Identify each line in the records below that contains the word "index", and copy it.

▸ **Interface markup and scripts**:
........
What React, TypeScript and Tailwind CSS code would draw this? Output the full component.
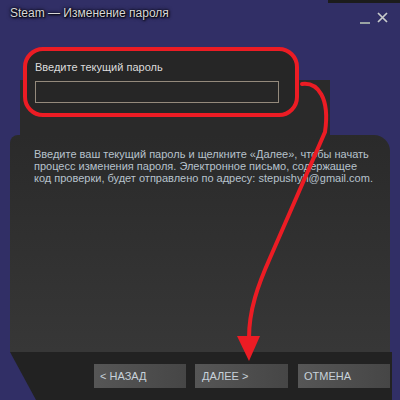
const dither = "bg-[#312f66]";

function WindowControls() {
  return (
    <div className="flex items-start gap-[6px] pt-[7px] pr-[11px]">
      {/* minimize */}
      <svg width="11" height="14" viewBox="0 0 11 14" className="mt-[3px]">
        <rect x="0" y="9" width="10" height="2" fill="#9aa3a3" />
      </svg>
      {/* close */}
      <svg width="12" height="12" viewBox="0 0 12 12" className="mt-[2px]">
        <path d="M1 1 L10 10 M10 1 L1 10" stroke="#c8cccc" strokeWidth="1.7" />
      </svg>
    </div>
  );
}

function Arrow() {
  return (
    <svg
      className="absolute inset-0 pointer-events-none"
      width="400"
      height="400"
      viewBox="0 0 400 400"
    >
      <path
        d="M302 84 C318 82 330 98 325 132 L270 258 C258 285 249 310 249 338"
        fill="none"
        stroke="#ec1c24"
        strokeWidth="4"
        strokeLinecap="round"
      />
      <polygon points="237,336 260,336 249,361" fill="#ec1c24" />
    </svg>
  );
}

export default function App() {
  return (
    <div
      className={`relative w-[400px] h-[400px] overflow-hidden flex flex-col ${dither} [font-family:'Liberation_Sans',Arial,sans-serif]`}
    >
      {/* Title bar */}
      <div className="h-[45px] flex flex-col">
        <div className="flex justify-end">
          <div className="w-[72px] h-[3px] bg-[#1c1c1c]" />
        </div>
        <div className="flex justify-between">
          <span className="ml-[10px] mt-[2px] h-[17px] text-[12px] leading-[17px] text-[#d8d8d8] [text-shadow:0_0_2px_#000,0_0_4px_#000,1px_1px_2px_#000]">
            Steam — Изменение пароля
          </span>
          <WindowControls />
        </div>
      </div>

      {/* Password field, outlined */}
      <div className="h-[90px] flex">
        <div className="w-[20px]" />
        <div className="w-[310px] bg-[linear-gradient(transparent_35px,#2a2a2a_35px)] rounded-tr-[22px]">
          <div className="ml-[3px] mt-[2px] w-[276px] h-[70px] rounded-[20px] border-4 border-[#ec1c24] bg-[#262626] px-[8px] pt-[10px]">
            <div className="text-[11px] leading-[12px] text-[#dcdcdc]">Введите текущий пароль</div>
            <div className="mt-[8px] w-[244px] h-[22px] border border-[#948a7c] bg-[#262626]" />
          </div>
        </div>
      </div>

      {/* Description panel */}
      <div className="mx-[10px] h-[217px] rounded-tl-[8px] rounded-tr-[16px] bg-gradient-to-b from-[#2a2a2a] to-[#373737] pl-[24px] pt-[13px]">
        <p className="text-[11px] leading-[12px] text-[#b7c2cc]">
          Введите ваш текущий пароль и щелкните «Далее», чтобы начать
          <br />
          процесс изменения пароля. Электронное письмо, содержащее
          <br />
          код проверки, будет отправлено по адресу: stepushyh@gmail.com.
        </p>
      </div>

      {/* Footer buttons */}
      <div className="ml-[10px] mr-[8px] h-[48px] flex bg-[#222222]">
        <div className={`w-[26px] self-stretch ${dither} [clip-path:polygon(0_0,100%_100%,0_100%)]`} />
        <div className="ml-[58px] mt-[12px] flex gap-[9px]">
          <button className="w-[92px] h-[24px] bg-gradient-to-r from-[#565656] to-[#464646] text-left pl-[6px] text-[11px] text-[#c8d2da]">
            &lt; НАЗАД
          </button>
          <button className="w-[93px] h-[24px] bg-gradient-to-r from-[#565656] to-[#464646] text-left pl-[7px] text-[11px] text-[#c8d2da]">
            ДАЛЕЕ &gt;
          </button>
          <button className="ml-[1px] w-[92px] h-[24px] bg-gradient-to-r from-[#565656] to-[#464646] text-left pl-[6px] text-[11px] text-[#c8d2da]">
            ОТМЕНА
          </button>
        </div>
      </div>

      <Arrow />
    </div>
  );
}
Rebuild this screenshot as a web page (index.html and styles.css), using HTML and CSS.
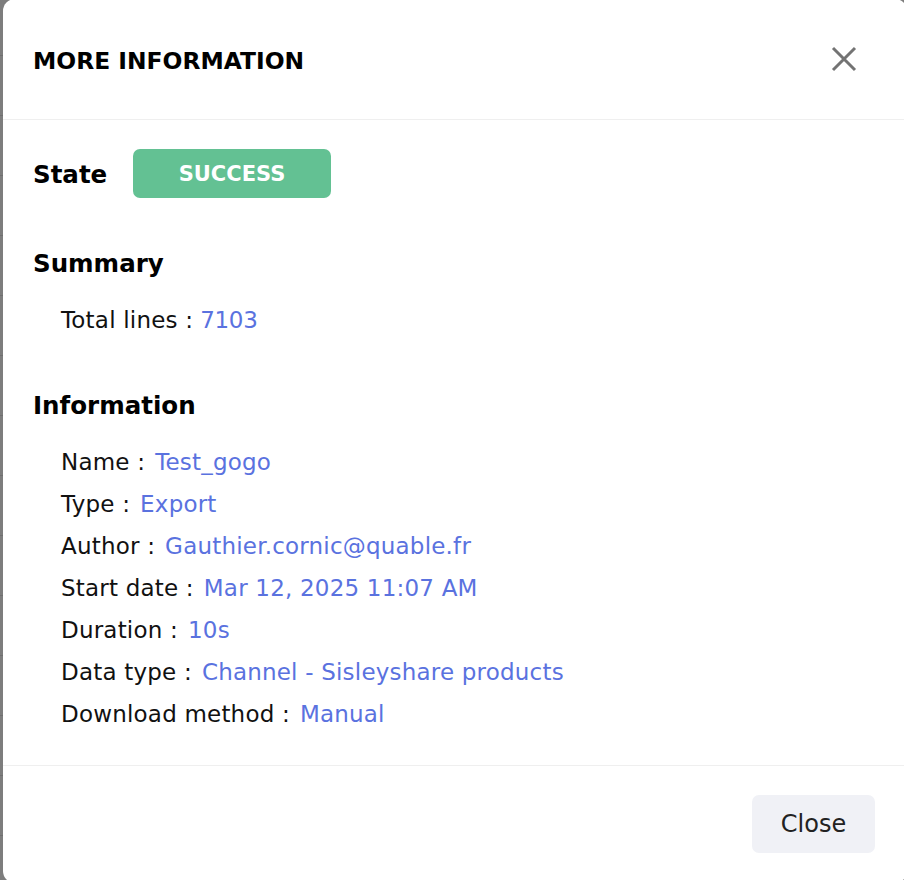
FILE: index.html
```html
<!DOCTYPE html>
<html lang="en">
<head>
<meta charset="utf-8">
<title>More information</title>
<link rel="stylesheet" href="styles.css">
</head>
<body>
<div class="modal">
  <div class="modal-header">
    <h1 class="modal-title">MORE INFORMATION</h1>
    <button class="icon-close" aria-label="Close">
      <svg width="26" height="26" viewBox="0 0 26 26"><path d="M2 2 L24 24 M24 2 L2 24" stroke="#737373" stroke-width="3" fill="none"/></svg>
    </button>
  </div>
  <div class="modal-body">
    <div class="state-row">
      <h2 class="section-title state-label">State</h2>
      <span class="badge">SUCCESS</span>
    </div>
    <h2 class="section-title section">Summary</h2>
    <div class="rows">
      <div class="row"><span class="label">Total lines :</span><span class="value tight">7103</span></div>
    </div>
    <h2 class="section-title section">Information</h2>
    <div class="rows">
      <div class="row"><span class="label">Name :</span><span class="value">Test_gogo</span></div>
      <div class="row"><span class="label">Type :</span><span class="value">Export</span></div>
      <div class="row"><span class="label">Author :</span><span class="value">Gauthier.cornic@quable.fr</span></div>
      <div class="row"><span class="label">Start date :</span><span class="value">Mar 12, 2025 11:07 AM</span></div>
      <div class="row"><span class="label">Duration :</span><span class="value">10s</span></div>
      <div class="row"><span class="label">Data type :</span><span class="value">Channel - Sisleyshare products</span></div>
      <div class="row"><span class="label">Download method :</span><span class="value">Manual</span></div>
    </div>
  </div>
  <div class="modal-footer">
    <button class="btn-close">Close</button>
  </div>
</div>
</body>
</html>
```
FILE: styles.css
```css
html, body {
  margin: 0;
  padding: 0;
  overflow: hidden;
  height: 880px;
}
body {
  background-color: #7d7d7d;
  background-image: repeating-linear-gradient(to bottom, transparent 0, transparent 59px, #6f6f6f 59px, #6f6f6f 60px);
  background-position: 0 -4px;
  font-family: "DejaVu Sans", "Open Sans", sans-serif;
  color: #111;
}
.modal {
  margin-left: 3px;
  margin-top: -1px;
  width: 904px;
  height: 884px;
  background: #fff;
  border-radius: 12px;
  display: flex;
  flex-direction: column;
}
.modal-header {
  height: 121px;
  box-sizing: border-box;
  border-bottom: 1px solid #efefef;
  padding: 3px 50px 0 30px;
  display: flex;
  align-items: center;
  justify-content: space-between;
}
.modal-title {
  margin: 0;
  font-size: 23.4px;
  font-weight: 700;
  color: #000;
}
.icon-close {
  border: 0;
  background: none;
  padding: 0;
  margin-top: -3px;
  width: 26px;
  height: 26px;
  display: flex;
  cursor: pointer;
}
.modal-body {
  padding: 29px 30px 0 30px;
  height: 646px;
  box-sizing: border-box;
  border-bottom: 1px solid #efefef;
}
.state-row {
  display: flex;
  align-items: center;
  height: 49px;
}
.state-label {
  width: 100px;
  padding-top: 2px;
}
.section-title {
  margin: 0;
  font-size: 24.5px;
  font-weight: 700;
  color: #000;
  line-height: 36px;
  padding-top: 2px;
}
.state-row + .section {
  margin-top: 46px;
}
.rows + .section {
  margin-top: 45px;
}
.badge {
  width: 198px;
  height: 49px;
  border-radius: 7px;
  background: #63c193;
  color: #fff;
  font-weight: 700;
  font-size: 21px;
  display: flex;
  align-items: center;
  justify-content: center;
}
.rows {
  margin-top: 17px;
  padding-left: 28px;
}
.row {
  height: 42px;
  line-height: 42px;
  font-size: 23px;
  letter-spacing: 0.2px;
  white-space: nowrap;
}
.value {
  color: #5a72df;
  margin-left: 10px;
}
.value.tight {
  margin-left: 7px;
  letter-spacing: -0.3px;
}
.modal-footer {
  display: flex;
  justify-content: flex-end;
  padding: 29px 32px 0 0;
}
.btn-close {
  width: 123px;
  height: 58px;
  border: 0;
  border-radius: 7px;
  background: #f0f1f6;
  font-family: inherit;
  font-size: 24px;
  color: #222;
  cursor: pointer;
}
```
........
▸ **FINAL RESULT**:
Rebuild this screenshot as a web page (index.html and styles.css), using HTML and CSS.
FILE: index.html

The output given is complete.